By 1976, the Ethiopian government was in disarray, attacked from all sides by a variety of liberation and resistance groups; combine this with Barre’s commitment to domestic supporters to provide aid for the various Somali insurgences, and we find a situation primed for an encounter between not only the WSLF and the Ethiopian government but also between the two powers of the Horn of Africa, Ethiopia and Somalia.

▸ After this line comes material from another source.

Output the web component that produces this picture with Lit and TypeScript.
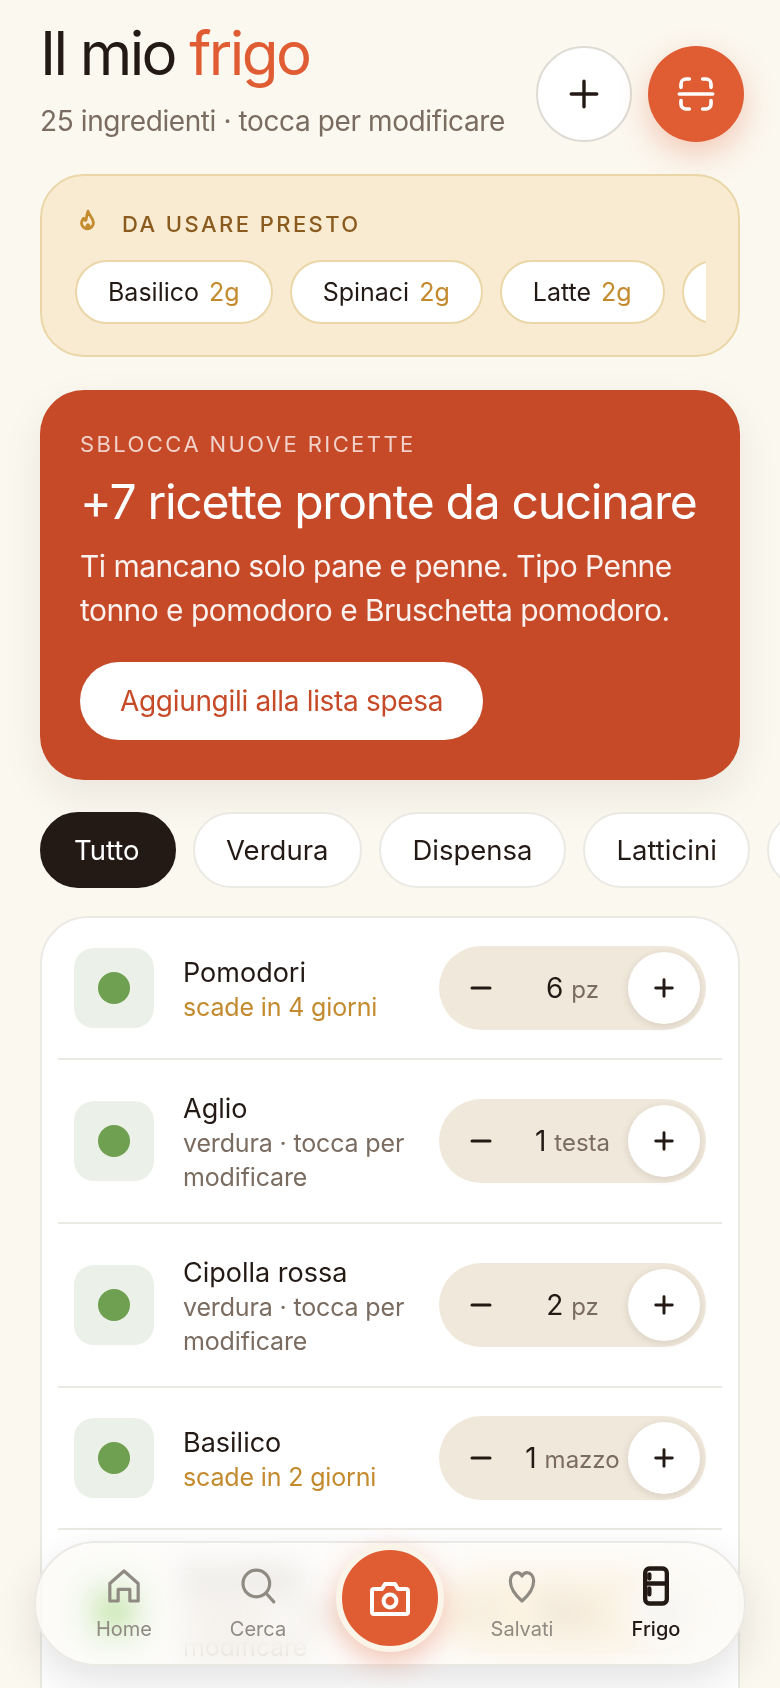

In March 1976, the WSLF war against the Ethiopian government began in full earnest as guerrilla units struck targets in the Ogaden from their Somali positions; by early 1977, mixed units of Somali regulars and guerrillas were active in the region, harassing Ethiopian military positions. Achieving limited success with these mixed units, Addis Ababa finally authorized the full invasion of the Ogaden by the Somali army in July 1977.
The Insurgents
The nature of the insurgent movement distinguishes the Ogaden conflict from so many of its contemporaries. In most instances, the insurgency is the result of some domestic unrest; that is, the idea for rebellion, its organization, and its sources of aid were usually found initially within the country itself, precluding the need for foreign support. However, for the Western Somalia Liberation Front and its associated organizations, such as the SALF, it has proven difficult to separate out the Ogadeni insurgency from the military activities and sabotage of the Somali government (Tiruneh 1993, 24). And although the intersection of interests—the grievances of the Ogadeni nomads against the Ethiopian government and the pan-Somalist policies of Mogadishu—may have at times produced a mutual benefit for both parties, it was usually the case that the they simply could not agree on the course of the insurgency. The rest of this section seeks to explain this.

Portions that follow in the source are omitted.